During his time at the University of Oxford, he will work closely with Andrew Markham, a professor in computer science and a UCT PhD alumnus. Patel plans to combine Professor Markham’s data-driven techniques with his own algorithm-driven approach to solve this “interesting problem”.

Management and monitoring strategy

Patel has spent roughly a decade developing systems to understand the biomechanics of wildlife, cheetahs most specifically. His latest project is an extension of this work and he is excited to study wild animals through a robotics lens and to provide novel insight into their well-being.

In the long-term, Patel hopes that his technology will form part of a broader management and monitoring strategy at national parks in South Africa.
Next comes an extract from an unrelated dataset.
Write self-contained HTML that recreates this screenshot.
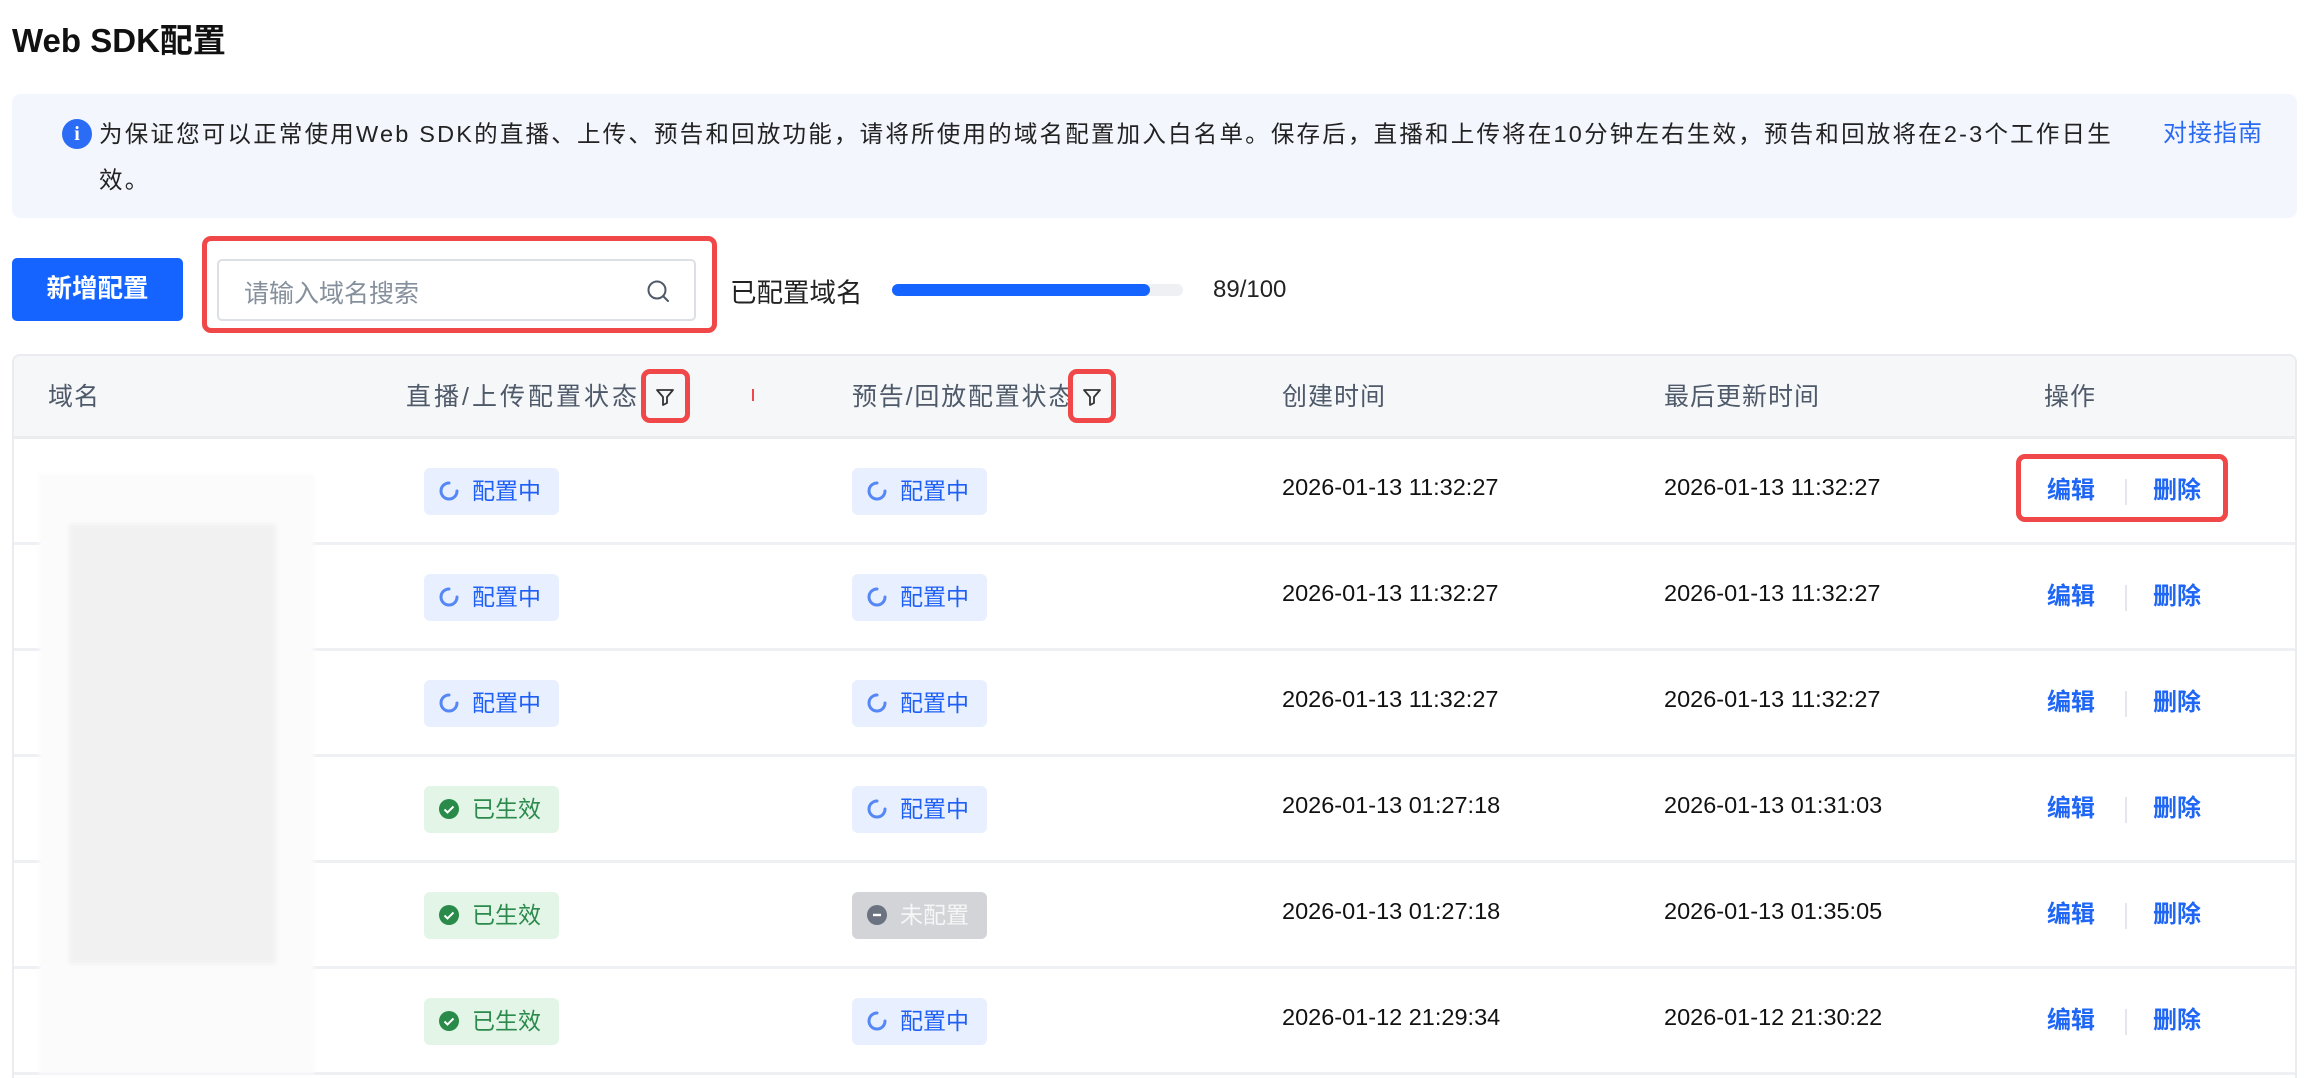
<!DOCTYPE html>
<html><head><meta charset="utf-8"><style>
*{margin:0;padding:0;box-sizing:border-box}
html,body{width:2312px;height:1078px;overflow:hidden}
body{background:#fff;font-family:"Liberation Sans","Noto Sans CJK SC",sans-serif;color:#1d2129;position:relative}
.abs{position:absolute}
.title{left:12px;top:14px;font-size:33px;font-weight:bold;color:#111}
.info{left:12px;top:94px;width:2285px;height:124px;background:#f3f6fd;border-radius:8px}
.info .ic{left:50px;top:25px;width:30px;height:30px;border-radius:50%;background:#2b6cf6;color:#fff;font-size:20px;font-weight:bold;text-align:center;line-height:30px;font-family:"Liberation Serif",serif}
.info .t{left:87px;top:17px;font-size:23.5px;line-height:46px;color:#222;white-space:nowrap;letter-spacing:2.2px}
.info .lk{left:2151px;top:20px;font-size:24px;line-height:40px;color:#2a6af2;letter-spacing:1px}
.btn{left:12px;top:258px;width:171px;height:63px;background:#1664ff;border-radius:5px;color:#fff;font-size:25.5px;font-weight:bold;text-align:center;line-height:63px}
.redbox{border:5px solid #f04848;border-radius:9px}
.search{left:217px;top:259px;width:479px;height:62px;border:2px solid #dcdfe4;border-radius:5px}
.search span{position:absolute;left:25px;top:13px;font-size:25px;color:#86909c}
.lbl{left:730px;top:271px;font-size:26.5px;color:#222}
.bar{left:892px;top:284px;width:291px;height:12px;border-radius:6px;background:#eef0f3}
.bar i{position:absolute;left:0;top:0;height:12px;width:258px;border-radius:6px;background:#1664ff}
.cnt{left:1213px;top:276px;font-size:24px;color:#222}
.table{left:12px;top:354px;width:2285px;height:740px;border:2px solid #eaecf0;border-radius:8px;overflow:hidden}
.thead{position:absolute;left:0;top:0;width:100%;height:83px;background:#f6f7f9;border-bottom:3px solid #eaecf0}
.th{position:absolute;top:21px;font-size:25px;color:#4e5969;letter-spacing:1px}
.row{position:absolute;left:0;width:100%;height:106px;border-bottom:3px solid #eef0f3}
.cell{position:absolute;top:35px;font-size:23.5px;color:#111}
.tag{position:absolute;top:29px;width:135px;height:47px;border-radius:6px;font-size:23px;line-height:47px;padding-left:48px}
.tag svg{position:absolute;left:14px;top:12px}
.tb{background:#e8effe;color:#1e5ff5}
.tg{background:#e2f5e7;color:#2c8a4c}
.tx{background:#d2d4d8;color:#f6f6f6}
.act{position:absolute;top:31px;font-size:24px;color:#1f66f5;font-weight:bold}
.div{position:absolute;left:2111px;top:40px;width:2px;height:26px;background:#e5e6eb}
.blur{left:39px;top:474px;width:275px;height:600px;background:#fbfbfb;filter:blur(2px)}
.bk{position:absolute;background:#f1f1f1}
</style></head><body>
<div class="abs title">Web SDK配置</div>
<div class="abs info">
 <div class="abs ic">i</div>
 <div class="abs t">为保证您可以正常使用Web SDK的直播、上传、预告和回放功能，请将所使用的域名配置加入白名单。保存后，直播和上传将在10分钟左右生效，预告和回放将在2-3个工作日生<br>效。</div>
 <div class="abs lk">对接指南</div>
</div>
<div class="abs btn">新增配置</div>
<div class="abs redbox" style="left:202px;top:236px;width:515px;height:97px"></div>
<div class="abs search"><span>请输入域名搜索</span>
<svg class="abs" style="left:427px;top:18px" width="26" height="26" viewBox="0 0 26 26"><circle cx="11" cy="11" r="8.5" fill="none" stroke="#4e5969" stroke-width="2"/><path d="M17.5 17.5L22 22" stroke="#4e5969" stroke-width="2" stroke-linecap="round"/></svg></div>
<div class="abs lbl">已配置域名</div>
<div class="abs bar"><i></i></div>
<div class="abs cnt">89/100</div>

<div class="abs table">
 <div class="thead">
  <div class="th" style="left:34px">域名</div>
  <div class="th" style="left:392px;letter-spacing:3px">直播/上传配置状态</div>
  <div class="th" style="left:838px;letter-spacing:1.8px">预告/回放配置状态</div>
  <div class="th" style="left:1268px">创建时间</div>
  <div class="th" style="left:1650px">最后更新时间</div>
  <div class="th" style="left:2030px">操作</div>
 </div>
 <div id="rows"></div>
</div>

<div class="abs redbox" style="left:641px;top:369px;width:49px;height:54px"></div>
<svg class="abs" style="left:654px;top:386px" width="22" height="22" viewBox="0 0 22 22"><path d="M3 4h16l-6 7v6l-4 2v-8z" fill="none" stroke="#333" stroke-width="1.8" stroke-linejoin="round"/></svg>
<div class="abs redbox" style="left:1068px;top:369px;width:48px;height:54px"></div>
<svg class="abs" style="left:1081px;top:386px" width="22" height="22" viewBox="0 0 22 22"><path d="M3 4h16l-6 7v6l-4 2v-8z" fill="none" stroke="#333" stroke-width="1.8" stroke-linejoin="round"/></svg>
<div class="abs" style="left:752px;top:389px;width:2px;height:12px;background:#f04848"></div>
<div class="abs redbox" style="left:2016px;top:454px;width:212px;height:68px"></div>

<div class="abs blur">
 <div class="bk" style="left:30px;top:50px;width:207px;height:240px"></div>
 <div class="bk" style="left:30px;top:260px;width:207px;height:230px"></div>
</div>

<script>
var data=[
["b","b","2026-01-13 11:32:27","2026-01-13 11:32:27"],
["b","b","2026-01-13 11:32:27","2026-01-13 11:32:27"],
["b","b","2026-01-13 11:32:27","2026-01-13 11:32:27"],
["g","b","2026-01-13 01:27:18","2026-01-13 01:31:03"],
["g","x","2026-01-13 01:27:18","2026-01-13 01:35:05"],
["g","b","2026-01-12 21:29:34","2026-01-12 21:30:22"]];
function tag(t,l){
 if(t=="b")return '<div class="tag tb" style="left:'+l+'px"><svg width="22" height="22" viewBox="0 0 22 22"><path d="M11 3a8 8 0 1 0 8 8" fill="none" stroke="#3b74f5" stroke-width="3" stroke-linecap="round" opacity=".85"/></svg>配置中</div>';
 if(t=="g")return '<div class="tag tg" style="left:'+l+'px"><svg width="22" height="22" viewBox="0 0 22 22"><circle cx="11" cy="11" r="10" fill="#2a8a4a"/><path d="M6.5 11.5l3 3 6-6" fill="none" stroke="#fff" stroke-width="2"/></svg>已生效</div>';
 return '<div class="tag tx" style="left:'+l+'px"><svg width="22" height="22" viewBox="0 0 22 22"><circle cx="11" cy="11" r="10" fill="#6b7280"/><path d="M7 11h8" stroke="#fff" stroke-width="2.4"/></svg>未配置</div>';
}
var h='';
data.forEach(function(d,i){
 h+='<div class="row" style="top:'+(83+i*106)+'px">'+tag(d[0],410)+tag(d[1],838)+
 '<div class="cell" style="left:1268px">'+d[2]+'</div><div class="cell" style="left:1650px">'+d[3]+'</div>'+
 '<div class="act" style="left:2033px">编辑</div><div class="div"></div><div class="act" style="left:2139px">删除</div></div>';
});
document.getElementById('rows').innerHTML=h;
</script>
</body></html>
Despite its infancy stage, he said, officials at South African National Parks (SANParks) have agreed to use this technology in the Kgalagadi Transfrontier Park – a wildlife preserve and conservation area on the border of South Africa and Botswana – and in the Kruger National Park in Limpopo, once it’s ready for roll-out.

 

“This project gives me an opportunity to work on a platform that is more immediately applicable to the African continent.”

“My work [to date] has been quite blue-sky – studying cheetahs to build more agile-legged robots. This project gives me an opportunity to work on a platform that is more immediately applicable to the African continent,” he said.

“In control engineering we have a saying that goes: ‘You can’t control what you can’t measure’. I am convinced our technology will enable more efficient conservation management.”